June 21, 2021, 3:10 p.m. David Mitchell — COVID-19 nearly silenced Daniel Lewis, M.D., C.P.E., C.A.Q.S.M. Now he’s speaking out louder than ever on issues that affect patients, primary care and public health.
“I never set out to be a voice on TV or radio,” said Lewis, whose hospitalization and recovery made national news early in the pandemic. “I wouldn’t have chosen to go through that experience to gain this perspective, but now that it’s here, I don’t want it to go to by the wayside. We’ll see where it leads. I want to continue my advocacy efforts on the state and national level. It’s reinforced the idea that this is where I need to be.”
Ironically, Lewis ― vice president and chief medical officer with Ballad Health, a regional health system that serves patients throughout northeast Tennessee, southwest Virginia, northwest North Carolina and southeast Kentucky ― likely was exposed to SARS-CoV-2 during a meeting in mid-March that was convened to discuss how to prevent coronavirus from spreading in the medical center.
Lewis received positive test results for coronavirus on March 30 and found himself, briefly, a patient in his own Tennessee hospital, Greeneville Community Hospital, subject to isolation protocols he helped implement. He was subsequently transferred to the COVID-19 wing at Johnson City Medical Center, where he had once been a medical student. He stayed for more than a month, including 10 days on a ventilator.
“It’s easy to get wrapped up in work, and the work we do as family physicians is incredibly important because a lot of folks rely on us,” said Lewis, who has five children ages 8 to 18. “Yet, you have to make time for yourself and family. Realizing the peril I was in with COVID, the danger it put me in ― truly fighting for my life ― helped give me perspective on what’s really important. I’ve tried to keep my priorities in order and maintain my health and relationships with family better than I had done previously.”
Lewis’ near-death experience at age 42 also got the attention of the community he has served for more than a decade.
“I’ve received multiple comments and calls from people who said they were taking the virus seriously where they had not before I got sick,” he said. “They saw what I went through. That helped initially with social distancing and mask-wearing. It’s also helped with vaccinations to some extent. My experience made me more effective regarding COVID than I would have been otherwise.”
Lewis will share more about his experience when he speaks July 30 during the virtual National Conference of Family Medicine Residents and Medical Students.
“The message I really want students and residents to hear is about the power of their voices and advocacy efforts,” said Lewis, who has served as a student delegate to the AAFP’s Congress of Delegates, resident chair of National Conference and resident member of the Academy’s Board of Directors. “People are looking for trusted sources of information.
“As a family physician involved in my community, I had a broad reach. My own patients, their families and even members of the community at large who don’t see me for their medical care would listen to my opinions and perspectives, and I think we had great influence. I think the advocacy students, residents and family physicians can do can be far-reaching and important.”

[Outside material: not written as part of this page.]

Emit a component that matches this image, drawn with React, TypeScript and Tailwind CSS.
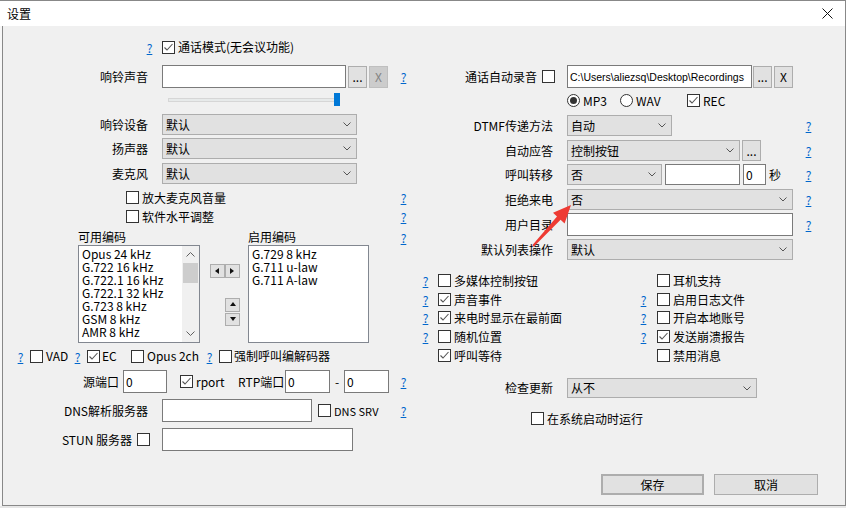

And that’s not limited to COVID-19.
“There are other issues facing us in this country, and we need their voices and advocacy,” Lewis said. “I want them to understand what a platform a family medicine career gives them in reaching out to others and being a trusted source of information.”
Lewis said family physicians can be that trusted source not only for patients, the public and media, but also for policymakers.
“It’s important that students and residents understand advocacy can begin at the local level,” said Lewis, who is president of the Tennessee AFP and that chapter’s alternate delegate to the COD, as well as a member of the AAFP’s Commission on Education and the Academy’s Work Group on Rural Health. “It’s important to form relations in communities with local elected officials and be a resource for them, especially in a specialized field like health care. It’s a different world than they are used to. You can have a lot of influence at the state and local level.”